見事な英訳である。日本語の五七五を英語でも同じ音節に置き換えている。ただし、一行目は三音節で、必ずしも五音節にこだわっていない。そこの空白をダッシュで補って、余韻の効果を生んでいる。キーン訳はまた、「岩にしみ入る蝉の声」を「蝉の声が岩にしみ入る」という順にしているが、こうした自由な入れ替えによって、リズムが生まれたり、英詩らしくなったりする場合があり、原句にとらわれ過ぎないことが、俳句を英訳する際に大切なことのように思われる。それにしても、キーン訳は、原句の四つのサ行音を六つのS音によって表現して、静寂感を感じさせる工夫や、強弱のリズム感など、さすが芭蕉に傾倒したキーン氏ならではの、文学史上に残る名訳といってよい。
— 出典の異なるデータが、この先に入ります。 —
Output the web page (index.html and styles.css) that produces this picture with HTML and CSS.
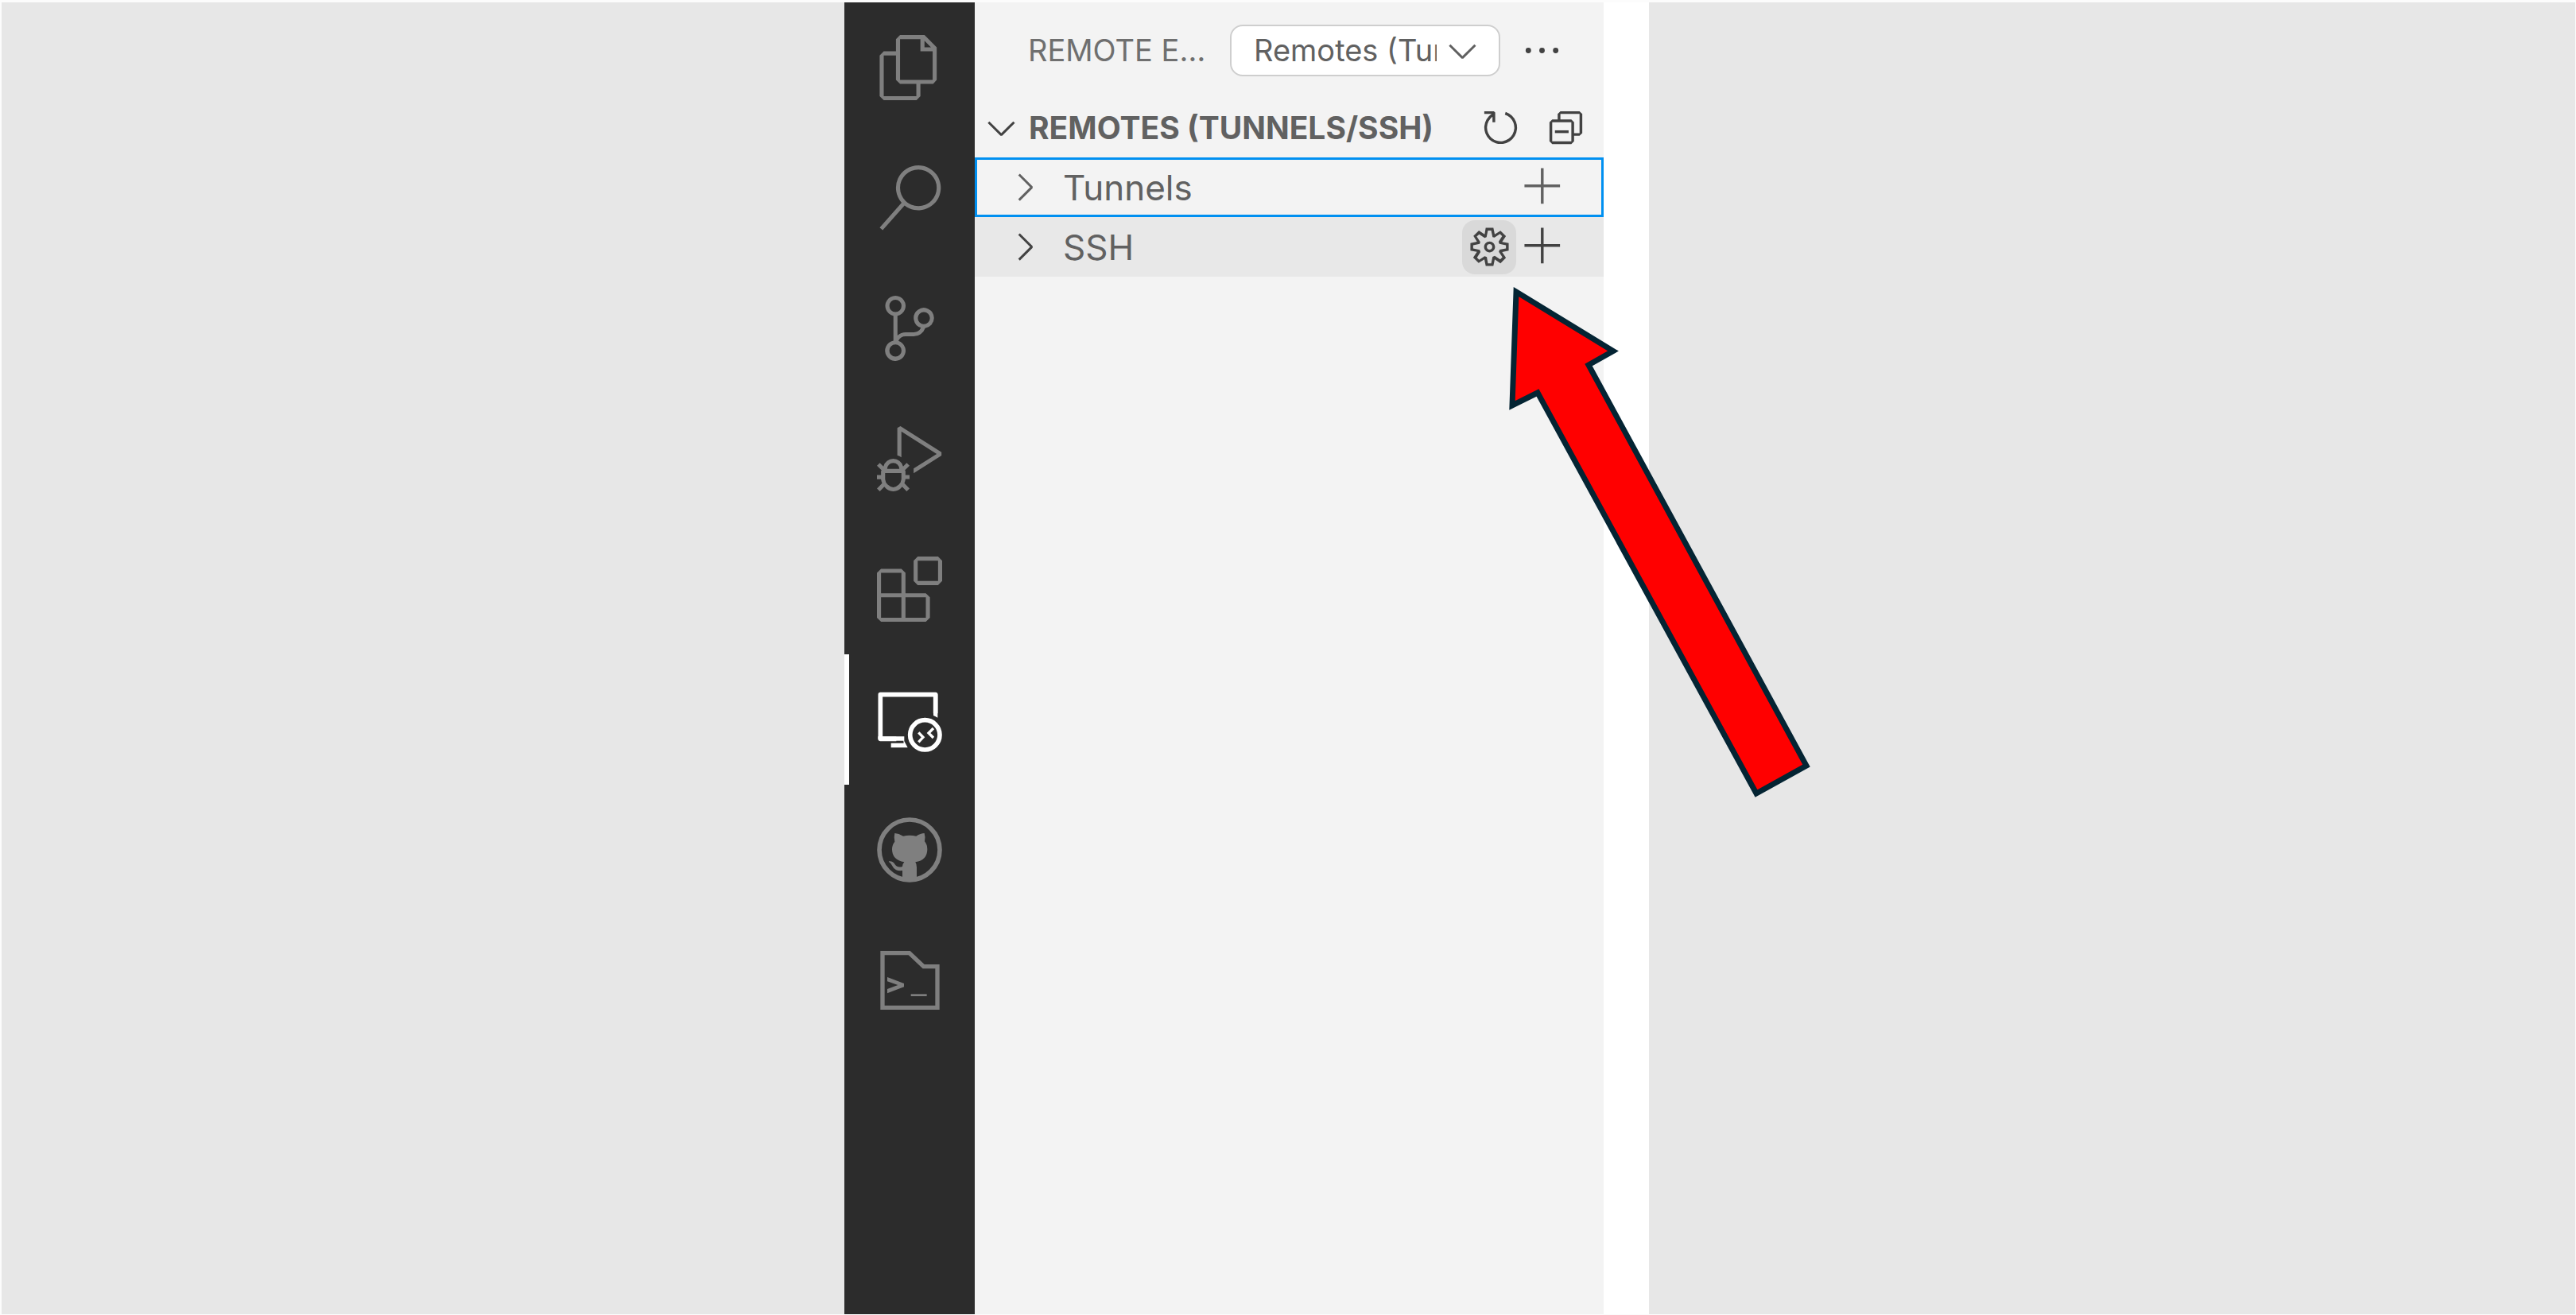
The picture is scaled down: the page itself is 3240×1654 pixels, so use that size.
FILE: index.html
```html
<!DOCTYPE html>
<html lang="en">
<head>
<meta charset="utf-8">
<title>Remote Explorer</title>
<link rel="stylesheet" href="styles.css">
</head>
<body>
<div class="stage">
  <div class="backdrop"></div>

  <nav class="rail" aria-label="Activity bar">
    <button class="rail-item" aria-label="Explorer"><svg viewBox="0 0 24 24"><path d="M17.5 0h-9L7 1.5V6H2.5L1 7.5v15.07L2.5 24h12.07L16 22.57V18h4.7l1.3-1.43V4.5L17.5 0zm0 2.12l2.38 2.38H17.5V2.12zm-3 20.38h-12v-15H7v9.07L8.5 18h6v4.5zm6-6h-12v-15H16V6h4.5v10.5z"/></svg></button>
    <button class="rail-item" aria-label="Search"><svg viewBox="0 0 24 24"><path d="M15.25 0a8.25 8.25 0 0 0-6.18 13.72L1 22.88l1.12 1 8.05-9.12A8.251 8.251 0 1 0 15.25.01V0zm0 15a6.75 6.75 0 1 1 0-13.5 6.75 6.75 0 0 1 0 13.5z"/></svg></button>
    <button class="rail-item" aria-label="Source control"><svg viewBox="0 0 24 24"><path d="M21.007 8.222A3.738 3.738 0 0 0 15.045 5.2a3.737 3.737 0 0 0 1.156 6.583 2.988 2.988 0 0 1-2.668 1.67h-2.99a4.456 4.456 0 0 0-2.989 1.165V7.4a3.737 3.737 0 1 0-1.494 0v9.117a3.776 3.776 0 1 0 1.816.099 2.99 2.99 0 0 1 2.668-1.667h2.99a4.484 4.484 0 0 0 4.223-3.039 3.736 3.736 0 0 0 3.25-3.687zM4.565 3.738a2.242 2.242 0 1 1 4.484 0 2.242 2.242 0 0 1-4.484 0zm4.484 16.441a2.242 2.242 0 1 1-4.484 0 2.242 2.242 0 0 1 4.484 0zm8.221-9.715a2.242 2.242 0 1 1 0-4.485 2.242 2.242 0 0 1 0 4.485z"/></svg></button>
    <button class="rail-item" aria-label="Run and debug"><svg viewBox="0 0 24 24"><path d="M10.94 13.5l-1.32 1.32a3.73 3.73 0 0 0-7.24 0L1.06 13.5 0 14.56l1.72 1.72-.22.22V18H0v1.5h1.5v.08c.077.489.214.966.41 1.42L0 22.94 1.06 24l1.65-1.65A4.308 4.308 0 0 0 6 24a4.31 4.31 0 0 0 3.29-1.65L10.94 24 12 22.94 10.09 21c.198-.464.336-.951.41-1.45v-.1H12V18h-1.5v-1.5l-.22-.22L12 14.56l-1.06-1.06zM6 13.5a2.25 2.25 0 0 1 2.25 2.25h-4.5A2.25 2.25 0 0 1 6 13.5zm3 6a3.33 3.33 0 0 1-3 3 3.33 3.33 0 0 1-3-3v-2.25h6v2.25zm14.76-9.9v1.26L13.5 17.37V15.6l8.5-5.37L9 2v9.46a5.07 5.07 0 0 0-1.5-.72V.63L8.64 0l15.12 9.6z"/></svg></button>
    <button class="rail-item" aria-label="Extensions"><svg viewBox="0 0 24 24"><path d="M13.5 1.5L15 0h7.5L24 1.5V9l-1.5 1.5H15L13.5 9V1.5zm1.5 0V9h7.5V1.5H15zM0 15V6l1.5-1.5H9L10.5 6v7.5H18l1.5 1.5v7.5L18 24H1.5L0 22.5V15zm9-1.5V6H1.5v7.5H9zM9 15H1.5v7.5H9V15zm1.5 7.5H18V15h-7.5v7.5z"/></svg></button>
    <button class="rail-item active" aria-label="Remote Explorer" aria-current="page"><svg class="line" viewBox="0 0 246 246" stroke-width="17"><path d="M213 28h16v88q-8-5-16-8zM4 187h99v18l13 24H53v-17h48l-1-9H12q-8-1-8-9z" fill="currentColor" stroke="none"/><path d="M221 100V29H13v167h60" stroke-linejoin="round"/><circle cx="181" cy="181" r="56"/><path d="M157 172l17 18-17 18M213 156l-18 18 18 18" stroke-width="10"/></svg></button>
    <button class="rail-item" aria-label="GitHub"><svg class="line" viewBox="0 0 246 246" stroke-width="17"><circle cx="123" cy="123" r="114"/><path fill="currentColor" stroke="none" d="M67 60q15 1 32 11 24-5 49 0 17-11 31-11 5 17 1 31 10 12 10 30 0 41-45 48 5 8 5 20v48q-27 6-54 0v-36c-33 4-36-18-45-28q-8-5-6-7 15-2 23 12 10 14 28 8 1-11 7-17-46-8-46-48 0-17 10-29-4-15 0-32z"/></svg></button>
    <button class="rail-item" aria-label="Console"><svg class="line" viewBox="0 0 246 246" stroke-width="16"><path d="M21 20h101l54 51h52v155H21z"/><path fill="currentColor" stroke="none" d="M39 111l63 24v13l-63 24v-16l40-15-40-14z"/><path d="M128 179h60" stroke-width="8"/></svg></button>
  </nav>

  <main class="panel">
    <header class="panel-head">
      <h1 class="panel-title">Remote Explorer</h1>
      <div class="picker">
        <select class="picker-select" aria-label="Remote type"><option>Remotes (Tunnels/SSH)</option></select>
        <svg class="icon picker-arrow" viewBox="0 0 16 16"><path d="M7.976 10.072l4.357-4.357.62.618L8.284 11h-.618L3 6.333l.619-.618 4.357 4.357z"/></svg>
      </div>
      <button class="action" aria-label="More actions"><svg class="icon" viewBox="0 0 16 16"><path d="M4 8a1 1 0 1 1-2 0 1 1 0 0 1 2 0zm5 0a1 1 0 1 1-2 0 1 1 0 0 1 2 0zm5 0a1 1 0 1 1-2 0 1 1 0 0 1 2 0z"/></svg></button>
    </header>

    <section>
      <div class="section-head">
        <svg class="icon" viewBox="0 0 16 16"><path d="M7.976 10.072l4.357-4.357.62.618L8.284 11h-.618L3 6.333l.619-.618 4.357 4.357z"/></svg>
        <h2 class="section-title">Remotes (Tunnels/SSH)</h2>
        <button class="action" aria-label="Refresh"><svg class="icon" viewBox="0 0 16 16"><path d="M4.681 3H2V2h3.5l.5.5V6H5V4a5 5 0 1 0 4.53-.761l.302-.954A6 6 0 1 1 4.681 3z"/></svg></button>
        <button class="action" aria-label="Collapse all"><svg class="icon" viewBox="0 0 16 16"><path d="M9 9H4v1h5V9z"/><path fill-rule="evenodd" d="M5 3l1-1h7l1 1v7l-1 1h-2v2l-1 1H3l-1-1V6l1-1h2V3zm1 2h4l1 1v4h2V3H6v2zm4 1H3v7h7V6z"/></svg></button>
      </div>
      <ul class="tree">
        <li class="row focused">
          <svg class="icon" viewBox="0 0 16 16"><path d="M10.072 8.024L5.715 3.667l.618-.62L11 7.716v.618L6.333 13l-.618-.619 4.357-4.357z"/></svg>
          <span class="row-label">Tunnels</span>
          <button class="action" aria-label="Add tunnel"><svg class="icon" viewBox="0 0 16 16"><path d="M14 7v1H8v6H7V8H1V7h6V1h1v6h6z"/></svg></button>
        </li>
        <li class="row hovered">
          <svg class="icon" viewBox="0 0 16 16"><path d="M10.072 8.024L5.715 3.667l.618-.62L11 7.716v.618L6.333 13l-.618-.619 4.357-4.357z"/></svg>
          <span class="row-label">SSH</span>
          <button class="action pressed" aria-label="Open SSH config file"><svg class="icon" viewBox="0 0 16 16"><path fill-rule="evenodd" d="M9.1 4.4L8.6 2H7.4l-.5 2.4-.7.3-2-1.3-.9.8 1.3 2-.2.7-2.4.5v1.2l2.4.5.3.8-1.3 2 .8.8 2-1.3.8.3.4 2.3h1.2l.5-2.4.8-.3 2 1.3.8-.8-1.3-2 .3-.8 2.3-.4V7.4l-2.4-.5-.3-.8 1.3-2-.8-.8-2 1.3-.7-.2zM9.4 1l.5 2.4L12 2.1l2 2-1.4 2.1 2.4.4v2.8l-2.4.5L14 12l-2 2-2.1-1.4-.5 2.4H6.6l-.5-2.4L4 13.9l-2-2 1.4-2.1L1 9.4V6.6l2.4-.5L2.1 4l2-2 2.1 1.4.4-2.4h2.8zm.6 7c0 1.1-.9 2-2 2s-2-.9-2-2 .9-2 2-2 2 .9 2 2zM8 9c.6 0 1-.4 1-1s-.4-1-1-1-1 .4-1 1 .4 1 1 1z"/></svg></button>
          <button class="action" aria-label="Add SSH host"><svg class="icon" viewBox="0 0 16 16"><path d="M14 7v1H8v6H7V8H1V7h6V1h1v6h6z"/></svg></button>
        </li>
      </ul>
    </section>

    <svg class="pointer" viewBox="0 0 384 656" aria-hidden="true"><path d="M9 6L131 80.500 100 98 374 602 311 637 36 133 4 149z"/></svg>
  </main>

  <div class="gutter"></div>
  <div class="backdrop"></div>
</div>
</body>
</html>
```
FILE: styles.css
```css
* {
  box-sizing: border-box;
}

body {
  margin: 0;
  background: #fcfcfc;
  color: #616161;
  font-family: Inter, "Liberation Sans", sans-serif;
}

button {
  border: 0;
  padding: 0;
  background: none;
  color: inherit;
}

h1, h2, ul {
  margin: 0;
  padding: 0;
}

svg {
  display: block;
  fill: currentColor;
}

.stage {
  display: grid;
  grid-template-columns: 1060fr 164px 791px 57px 1165fr;
  min-height: 100vh;
  padding: 3px 1px 1px 2px;
}

.backdrop {
  background: #e7e7e7;
}

.gutter {
  background: #fff;
}

/* Activity bar */
.rail {
  display: flex;
  flex-direction: column;
  background: #2c2c2c;
  color: #7f7f7f;
}

.rail-item {
  display: flex;
  align-items: center;
  justify-content: center;
  height: 164px;
  border: solid transparent;
  border-width: 0 6px;
}

.rail-item svg {
  width: 82px;
  height: 82px;
}

.rail-item.active {
  border-left-color: #fff;
  color: #fff;
}

.line {
  fill: none;
  stroke: currentColor;
}

/* Side panel */
.panel {
  position: relative;
  background: #f3f3f3;
}

.icon {
  flex: none;
  width: 55px;
  height: 55px;
  color: #424242;
}

.action {
  display: flex;
  flex: none;
  align-items: center;
  justify-content: center;
  width: 68px;
  height: 68px;
  border-radius: 16px;
}

.action.pressed {
  background: #d9d9d9;
}

.panel-head {
  display: flex;
  align-items: center;
  height: 120px;
  padding: 0 44px 0 67px;
}

.panel-title {
  flex: 1;
  min-width: 0;
  margin-right: 24px;
  overflow: hidden;
  color: #6f6f6f;
  font-size: 38px;
  font-weight: 400;
  text-overflow: ellipsis;
  text-transform: uppercase;
  white-space: nowrap;
}

.picker {
  position: relative;
  width: 340px;
  margin-right: 18px;
}

.picker-select {
  width: 100%;
  height: 65px;
  padding: 0 78px 0 28px;
  border: 2px solid #cecece;
  border-radius: 16px;
  appearance: none;
  background: #fff;
  color: #616161;
  font: 400 38px Inter, "Liberation Sans", sans-serif;
}

.picker-arrow {
  position: absolute;
  top: 5px;
  right: 20px;
  color: #616161;
  pointer-events: none;
}

.section-head {
  display: flex;
  align-items: center;
  gap: 14px;
  height: 75px;
  padding: 0 14px 0 6px;
}

.section-title {
  flex: 1;
  margin-left: -7px;
  font-size: 39px;
  font-weight: 700;
  text-transform: uppercase;
  white-space: nowrap;
}

.tree {
  list-style: none;
}

.row {
  display: flex;
  align-items: center;
  height: 75px;
  padding: 0 42px 0 35px;
}

.row.focused {
  outline: 3px solid #0090f1;
  outline-offset: -3px;
}

.row.focused .icon {
  color: #616161;
}

.row.hovered {
  background: #e8e8e8;
}

.row-label {
  flex: 1;
  padding-left: 21px;
  font-size: 44px;
}

/* Callout arrow laid over the panel */
.pointer {
  position: absolute;
  top: 358px;
  left: 672px;
  width: 384px;
  height: 656px;
  fill: #f00;
  stroke: #042433;
  stroke-width: 7px;
  overflow: visible;
}
```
うーん、たしかにお見事、シンプル・イズ・ベストですね。これによると、セミの声は「cry」=「叫ぶ」という単語で表されていますね。
それはさて置き、外国人はセミの声をどう聞いているんでしょうか?以前、外国人にとってスズムシなどの虫の声は、単なる「騒音・ノイズ」にしか聞こえないというのを、どこかで聞いたことがありますが、セミの声はどうなんでしょうか?どのように聞こえていて、セミの鳴き方をどういった言葉で表現するんでしょうか?「駅前留学」している妻に、

「外国人の先生に聞いてきて!」

と頼んだところ、英国人と米国人講師に聞いてくれました。結論は、

「普通は、何とも言わない。あえて言うなら、ジージーか、ギーギー。セミの声は、虫の声と同じく、ノイズ扱い。」

だそうです。えー、でも種類によってセミだって鳴き方が違うから全部まとめて「ノイズ扱い」というのは 解せんなあー。



さて、セミと言えばよく、

「地中に何年間もいて、地上に出てきてからは寿命が一週間というのは、短過ぎてかわいそう」

という声を耳にします。しかし本当にそうなのでしょうか?土の中に何年もいるのであれば、セミにとってその人生ならぬ「蝉生」において大きなウエートを占めているのは、地中にいる数年間で、地上に出てからの1週間というのは最晩年、余生のようなものではないのか?可哀相、というのは、あくまで人間の勝手な価値観による判断で、情緒が入りすぎではないのか?というふうな事を考えてしまいました。
人間で言えば人生の最後に青春がやって来るような感じなのでしょうかねえ。よくわかりませんが。
そんな事を考えながらセミの声を聞いておりますと、汗も引いてまいりました。